## WHAT YOU SHOULD DO
Work through the material below line by line and say how many lines include the word "index". Only the number, please.

=== INPUT ROWS ===

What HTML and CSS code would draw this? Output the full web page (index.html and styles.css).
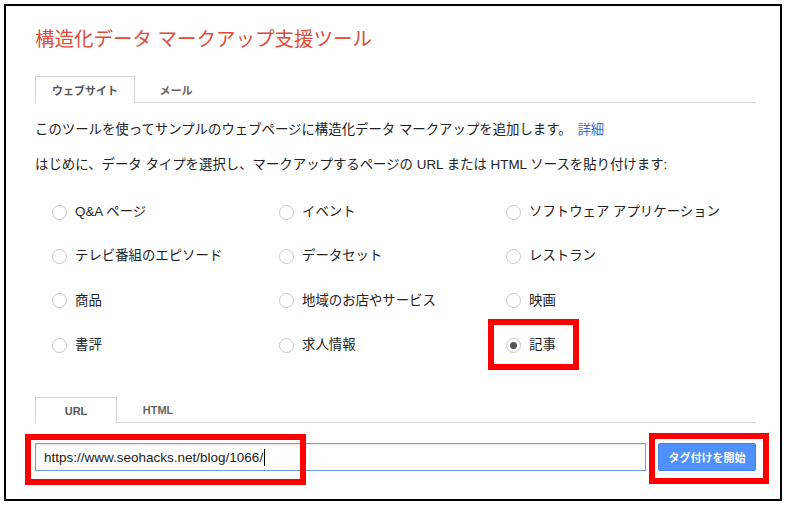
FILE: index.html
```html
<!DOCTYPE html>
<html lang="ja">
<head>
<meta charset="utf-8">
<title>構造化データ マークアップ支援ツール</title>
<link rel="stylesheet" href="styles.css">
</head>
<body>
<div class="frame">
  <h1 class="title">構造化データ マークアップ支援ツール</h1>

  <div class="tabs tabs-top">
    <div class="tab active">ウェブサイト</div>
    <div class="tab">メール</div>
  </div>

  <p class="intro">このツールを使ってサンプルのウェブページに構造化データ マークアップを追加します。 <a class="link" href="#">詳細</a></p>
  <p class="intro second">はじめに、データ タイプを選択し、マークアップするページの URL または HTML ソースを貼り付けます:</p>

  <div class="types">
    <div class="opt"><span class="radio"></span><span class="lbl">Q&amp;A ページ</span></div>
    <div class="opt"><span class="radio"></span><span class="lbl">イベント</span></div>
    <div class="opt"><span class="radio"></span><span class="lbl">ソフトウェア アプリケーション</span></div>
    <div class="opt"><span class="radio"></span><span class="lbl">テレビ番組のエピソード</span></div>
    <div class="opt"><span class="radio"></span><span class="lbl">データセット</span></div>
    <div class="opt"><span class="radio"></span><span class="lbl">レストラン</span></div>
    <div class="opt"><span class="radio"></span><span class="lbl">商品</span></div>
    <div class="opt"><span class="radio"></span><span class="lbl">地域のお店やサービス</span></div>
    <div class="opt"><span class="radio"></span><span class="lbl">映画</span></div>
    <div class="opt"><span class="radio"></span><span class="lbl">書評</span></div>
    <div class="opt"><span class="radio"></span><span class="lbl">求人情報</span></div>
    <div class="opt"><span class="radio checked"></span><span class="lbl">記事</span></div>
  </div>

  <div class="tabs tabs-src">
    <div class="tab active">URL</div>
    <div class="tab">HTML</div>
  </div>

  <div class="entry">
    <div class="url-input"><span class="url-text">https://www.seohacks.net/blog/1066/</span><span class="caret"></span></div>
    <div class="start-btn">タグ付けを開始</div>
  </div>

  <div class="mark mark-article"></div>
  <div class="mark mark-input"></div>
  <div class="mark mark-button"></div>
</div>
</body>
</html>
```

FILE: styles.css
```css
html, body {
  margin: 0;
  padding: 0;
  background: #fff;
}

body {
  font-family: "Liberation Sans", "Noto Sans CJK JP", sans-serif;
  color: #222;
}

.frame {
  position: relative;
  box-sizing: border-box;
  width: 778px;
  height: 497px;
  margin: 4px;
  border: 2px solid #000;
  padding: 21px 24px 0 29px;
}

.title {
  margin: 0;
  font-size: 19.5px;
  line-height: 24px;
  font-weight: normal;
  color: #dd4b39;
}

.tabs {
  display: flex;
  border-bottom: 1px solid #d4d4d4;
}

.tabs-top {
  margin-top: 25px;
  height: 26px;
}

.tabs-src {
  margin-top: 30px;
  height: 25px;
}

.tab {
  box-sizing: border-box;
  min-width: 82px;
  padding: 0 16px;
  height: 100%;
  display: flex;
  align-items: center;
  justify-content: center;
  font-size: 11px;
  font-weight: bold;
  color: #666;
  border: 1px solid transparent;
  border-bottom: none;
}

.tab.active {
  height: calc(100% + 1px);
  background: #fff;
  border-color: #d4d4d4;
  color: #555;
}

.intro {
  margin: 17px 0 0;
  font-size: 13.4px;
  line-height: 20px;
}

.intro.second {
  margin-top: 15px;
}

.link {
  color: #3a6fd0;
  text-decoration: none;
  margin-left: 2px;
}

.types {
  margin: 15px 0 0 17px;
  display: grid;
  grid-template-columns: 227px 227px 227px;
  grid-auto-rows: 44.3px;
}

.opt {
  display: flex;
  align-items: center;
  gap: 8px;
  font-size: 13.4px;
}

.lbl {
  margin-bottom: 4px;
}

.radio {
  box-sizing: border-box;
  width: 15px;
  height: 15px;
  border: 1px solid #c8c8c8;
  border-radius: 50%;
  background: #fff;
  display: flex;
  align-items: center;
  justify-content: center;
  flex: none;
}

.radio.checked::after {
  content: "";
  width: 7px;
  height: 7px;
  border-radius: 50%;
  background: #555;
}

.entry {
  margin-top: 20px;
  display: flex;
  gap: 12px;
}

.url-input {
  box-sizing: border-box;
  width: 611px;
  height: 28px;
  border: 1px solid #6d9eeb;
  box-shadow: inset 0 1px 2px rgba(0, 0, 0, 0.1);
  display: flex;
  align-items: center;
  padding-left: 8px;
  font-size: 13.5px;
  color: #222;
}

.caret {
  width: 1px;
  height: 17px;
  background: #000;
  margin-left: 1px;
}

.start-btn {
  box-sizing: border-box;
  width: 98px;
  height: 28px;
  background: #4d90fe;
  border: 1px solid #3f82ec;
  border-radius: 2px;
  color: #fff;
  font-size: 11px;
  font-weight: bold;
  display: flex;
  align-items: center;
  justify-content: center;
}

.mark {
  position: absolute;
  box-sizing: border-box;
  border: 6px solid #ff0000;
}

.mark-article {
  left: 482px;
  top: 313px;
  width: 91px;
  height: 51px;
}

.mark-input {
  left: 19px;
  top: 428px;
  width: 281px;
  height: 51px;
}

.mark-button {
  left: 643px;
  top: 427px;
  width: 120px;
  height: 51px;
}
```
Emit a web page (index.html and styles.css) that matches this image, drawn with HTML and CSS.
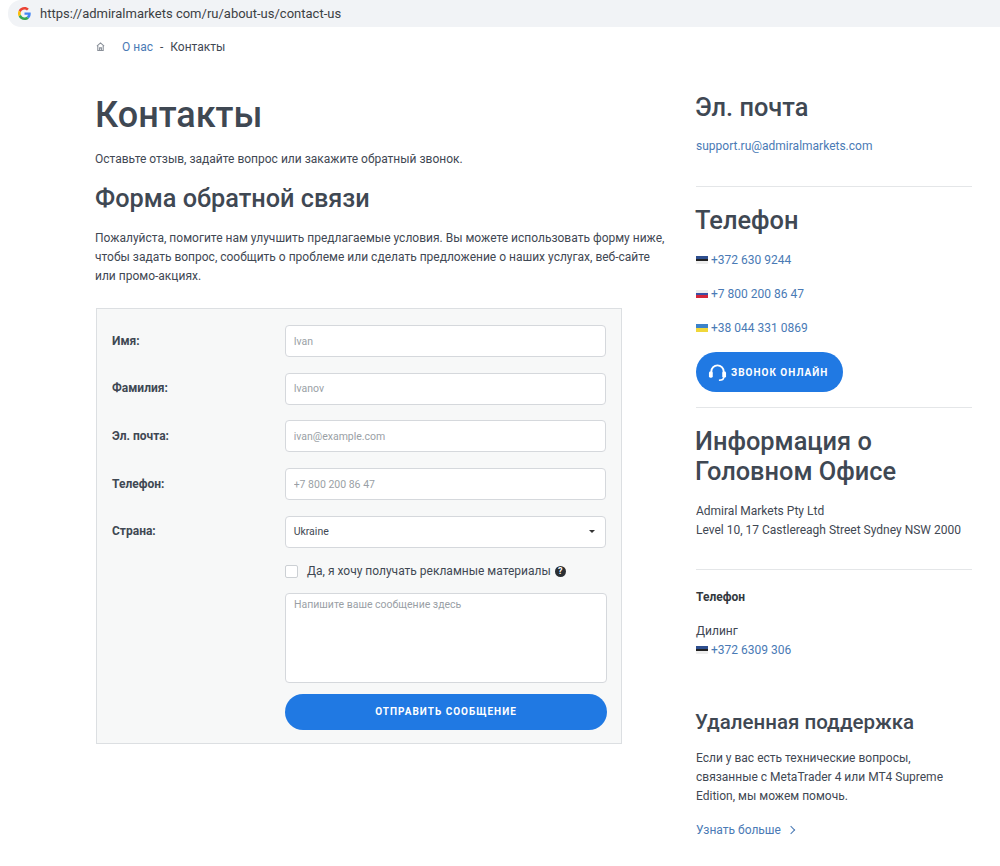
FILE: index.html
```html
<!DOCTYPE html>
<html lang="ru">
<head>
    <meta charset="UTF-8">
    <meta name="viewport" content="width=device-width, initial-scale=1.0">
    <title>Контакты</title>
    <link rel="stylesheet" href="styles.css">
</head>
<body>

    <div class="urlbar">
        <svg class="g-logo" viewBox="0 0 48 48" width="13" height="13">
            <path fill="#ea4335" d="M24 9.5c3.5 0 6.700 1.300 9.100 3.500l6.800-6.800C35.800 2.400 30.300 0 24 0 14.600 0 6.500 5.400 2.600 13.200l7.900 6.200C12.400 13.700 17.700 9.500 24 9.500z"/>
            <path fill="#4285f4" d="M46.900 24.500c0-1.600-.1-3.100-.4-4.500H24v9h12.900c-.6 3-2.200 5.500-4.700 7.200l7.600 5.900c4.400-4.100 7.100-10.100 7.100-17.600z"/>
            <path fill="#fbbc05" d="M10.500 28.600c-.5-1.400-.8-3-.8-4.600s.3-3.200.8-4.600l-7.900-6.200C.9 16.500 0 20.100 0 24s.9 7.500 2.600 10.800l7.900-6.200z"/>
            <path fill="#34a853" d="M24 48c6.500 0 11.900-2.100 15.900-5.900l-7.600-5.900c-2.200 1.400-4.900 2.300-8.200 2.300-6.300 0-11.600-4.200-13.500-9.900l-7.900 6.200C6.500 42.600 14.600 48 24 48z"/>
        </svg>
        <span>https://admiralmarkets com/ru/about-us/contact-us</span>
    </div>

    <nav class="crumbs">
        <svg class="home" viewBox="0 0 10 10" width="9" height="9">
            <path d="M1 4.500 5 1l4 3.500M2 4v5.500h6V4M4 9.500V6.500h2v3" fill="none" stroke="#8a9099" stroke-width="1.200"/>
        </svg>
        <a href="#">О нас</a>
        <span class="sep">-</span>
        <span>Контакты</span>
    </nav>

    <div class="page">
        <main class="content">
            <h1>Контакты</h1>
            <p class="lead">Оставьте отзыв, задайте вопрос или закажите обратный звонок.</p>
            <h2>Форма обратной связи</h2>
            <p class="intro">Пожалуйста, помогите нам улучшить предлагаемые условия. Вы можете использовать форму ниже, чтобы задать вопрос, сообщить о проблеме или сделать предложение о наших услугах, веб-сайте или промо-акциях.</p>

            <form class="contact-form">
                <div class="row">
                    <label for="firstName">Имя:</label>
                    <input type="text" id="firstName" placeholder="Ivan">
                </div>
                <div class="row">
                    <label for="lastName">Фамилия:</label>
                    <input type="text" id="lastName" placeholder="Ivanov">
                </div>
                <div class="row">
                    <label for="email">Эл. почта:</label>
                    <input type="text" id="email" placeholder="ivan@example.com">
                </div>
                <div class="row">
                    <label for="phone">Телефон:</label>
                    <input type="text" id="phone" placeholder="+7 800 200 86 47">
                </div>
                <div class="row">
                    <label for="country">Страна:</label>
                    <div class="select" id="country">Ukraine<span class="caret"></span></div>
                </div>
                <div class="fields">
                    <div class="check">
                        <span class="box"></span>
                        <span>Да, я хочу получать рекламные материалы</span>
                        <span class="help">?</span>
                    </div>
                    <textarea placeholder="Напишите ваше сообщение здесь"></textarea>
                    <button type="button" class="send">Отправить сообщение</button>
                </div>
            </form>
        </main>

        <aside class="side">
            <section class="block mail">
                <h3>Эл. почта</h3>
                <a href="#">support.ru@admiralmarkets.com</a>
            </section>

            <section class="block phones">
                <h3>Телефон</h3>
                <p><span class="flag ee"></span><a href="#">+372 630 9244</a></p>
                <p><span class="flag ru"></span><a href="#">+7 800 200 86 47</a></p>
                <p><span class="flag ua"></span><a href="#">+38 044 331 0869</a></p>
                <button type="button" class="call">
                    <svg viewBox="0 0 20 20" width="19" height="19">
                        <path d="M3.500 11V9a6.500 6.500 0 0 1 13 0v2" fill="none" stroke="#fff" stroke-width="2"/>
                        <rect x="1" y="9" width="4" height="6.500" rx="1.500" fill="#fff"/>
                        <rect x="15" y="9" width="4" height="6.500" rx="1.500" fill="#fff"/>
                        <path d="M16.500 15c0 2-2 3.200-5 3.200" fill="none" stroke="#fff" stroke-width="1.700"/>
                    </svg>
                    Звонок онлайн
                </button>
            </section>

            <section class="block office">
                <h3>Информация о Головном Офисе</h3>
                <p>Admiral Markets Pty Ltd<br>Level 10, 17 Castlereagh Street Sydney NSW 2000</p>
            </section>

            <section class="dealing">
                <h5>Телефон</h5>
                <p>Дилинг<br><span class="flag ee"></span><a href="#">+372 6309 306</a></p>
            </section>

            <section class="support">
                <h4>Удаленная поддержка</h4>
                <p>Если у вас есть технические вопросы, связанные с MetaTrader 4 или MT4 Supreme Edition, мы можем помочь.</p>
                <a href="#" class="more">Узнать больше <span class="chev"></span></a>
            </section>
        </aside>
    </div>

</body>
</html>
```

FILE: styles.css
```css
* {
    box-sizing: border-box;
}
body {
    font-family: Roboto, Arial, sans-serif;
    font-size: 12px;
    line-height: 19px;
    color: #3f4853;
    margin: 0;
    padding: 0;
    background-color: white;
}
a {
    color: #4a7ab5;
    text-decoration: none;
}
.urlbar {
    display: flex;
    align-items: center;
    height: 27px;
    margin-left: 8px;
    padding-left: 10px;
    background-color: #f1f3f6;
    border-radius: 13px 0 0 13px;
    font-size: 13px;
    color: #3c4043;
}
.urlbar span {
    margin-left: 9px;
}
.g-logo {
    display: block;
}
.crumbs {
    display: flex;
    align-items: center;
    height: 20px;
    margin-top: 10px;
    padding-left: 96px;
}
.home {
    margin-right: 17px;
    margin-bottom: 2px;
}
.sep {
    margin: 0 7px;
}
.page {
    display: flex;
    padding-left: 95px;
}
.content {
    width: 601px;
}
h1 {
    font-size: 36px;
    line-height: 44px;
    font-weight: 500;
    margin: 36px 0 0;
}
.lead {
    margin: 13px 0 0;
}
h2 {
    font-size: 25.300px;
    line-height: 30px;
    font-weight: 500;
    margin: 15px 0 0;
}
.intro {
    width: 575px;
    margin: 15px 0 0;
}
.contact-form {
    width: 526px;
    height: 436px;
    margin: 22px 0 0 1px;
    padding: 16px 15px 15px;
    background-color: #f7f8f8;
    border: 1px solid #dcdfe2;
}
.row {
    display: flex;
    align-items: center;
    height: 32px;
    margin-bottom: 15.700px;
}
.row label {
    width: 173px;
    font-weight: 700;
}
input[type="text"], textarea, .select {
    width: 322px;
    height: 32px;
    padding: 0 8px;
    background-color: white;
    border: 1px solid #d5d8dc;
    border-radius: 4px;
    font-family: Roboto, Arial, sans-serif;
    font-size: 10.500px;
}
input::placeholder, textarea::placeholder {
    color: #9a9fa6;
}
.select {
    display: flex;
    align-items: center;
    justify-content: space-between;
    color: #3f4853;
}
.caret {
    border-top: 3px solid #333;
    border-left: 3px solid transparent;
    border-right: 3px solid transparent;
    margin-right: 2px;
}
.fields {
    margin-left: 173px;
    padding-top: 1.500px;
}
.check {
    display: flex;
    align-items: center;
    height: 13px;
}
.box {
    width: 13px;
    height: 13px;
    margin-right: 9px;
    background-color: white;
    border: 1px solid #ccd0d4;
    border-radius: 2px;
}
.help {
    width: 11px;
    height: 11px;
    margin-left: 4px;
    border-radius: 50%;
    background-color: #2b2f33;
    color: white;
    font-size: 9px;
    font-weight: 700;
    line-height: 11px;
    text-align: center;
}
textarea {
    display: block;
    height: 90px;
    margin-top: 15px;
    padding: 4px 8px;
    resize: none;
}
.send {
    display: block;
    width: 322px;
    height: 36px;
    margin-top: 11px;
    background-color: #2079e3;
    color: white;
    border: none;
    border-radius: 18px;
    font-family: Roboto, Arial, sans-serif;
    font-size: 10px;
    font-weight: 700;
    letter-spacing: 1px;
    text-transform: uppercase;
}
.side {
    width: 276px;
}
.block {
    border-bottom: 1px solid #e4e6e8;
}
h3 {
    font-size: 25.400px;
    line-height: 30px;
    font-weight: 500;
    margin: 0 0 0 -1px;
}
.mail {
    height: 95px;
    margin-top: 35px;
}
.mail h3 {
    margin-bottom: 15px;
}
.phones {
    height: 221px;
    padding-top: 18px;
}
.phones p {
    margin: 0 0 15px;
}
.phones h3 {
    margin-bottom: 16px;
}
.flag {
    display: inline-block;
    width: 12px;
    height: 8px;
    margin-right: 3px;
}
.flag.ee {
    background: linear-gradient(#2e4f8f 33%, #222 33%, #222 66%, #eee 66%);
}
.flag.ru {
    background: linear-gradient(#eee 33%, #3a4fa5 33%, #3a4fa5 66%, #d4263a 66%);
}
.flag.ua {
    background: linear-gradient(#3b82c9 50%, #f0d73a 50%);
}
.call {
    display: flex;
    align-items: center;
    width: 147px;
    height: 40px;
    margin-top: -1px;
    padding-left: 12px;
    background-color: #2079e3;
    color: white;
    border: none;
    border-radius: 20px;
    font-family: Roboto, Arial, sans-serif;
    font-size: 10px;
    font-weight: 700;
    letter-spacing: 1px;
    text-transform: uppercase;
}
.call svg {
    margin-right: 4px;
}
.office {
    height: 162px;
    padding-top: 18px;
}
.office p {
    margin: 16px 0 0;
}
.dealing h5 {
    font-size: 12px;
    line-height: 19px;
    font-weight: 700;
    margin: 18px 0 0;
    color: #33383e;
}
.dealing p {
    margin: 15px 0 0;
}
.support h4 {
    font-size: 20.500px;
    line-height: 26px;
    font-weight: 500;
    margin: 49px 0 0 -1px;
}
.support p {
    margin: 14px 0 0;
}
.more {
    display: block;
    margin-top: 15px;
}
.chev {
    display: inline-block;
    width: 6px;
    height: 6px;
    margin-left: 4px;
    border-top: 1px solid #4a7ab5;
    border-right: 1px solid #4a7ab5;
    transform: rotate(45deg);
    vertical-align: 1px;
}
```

===

## THE RESPONSE
4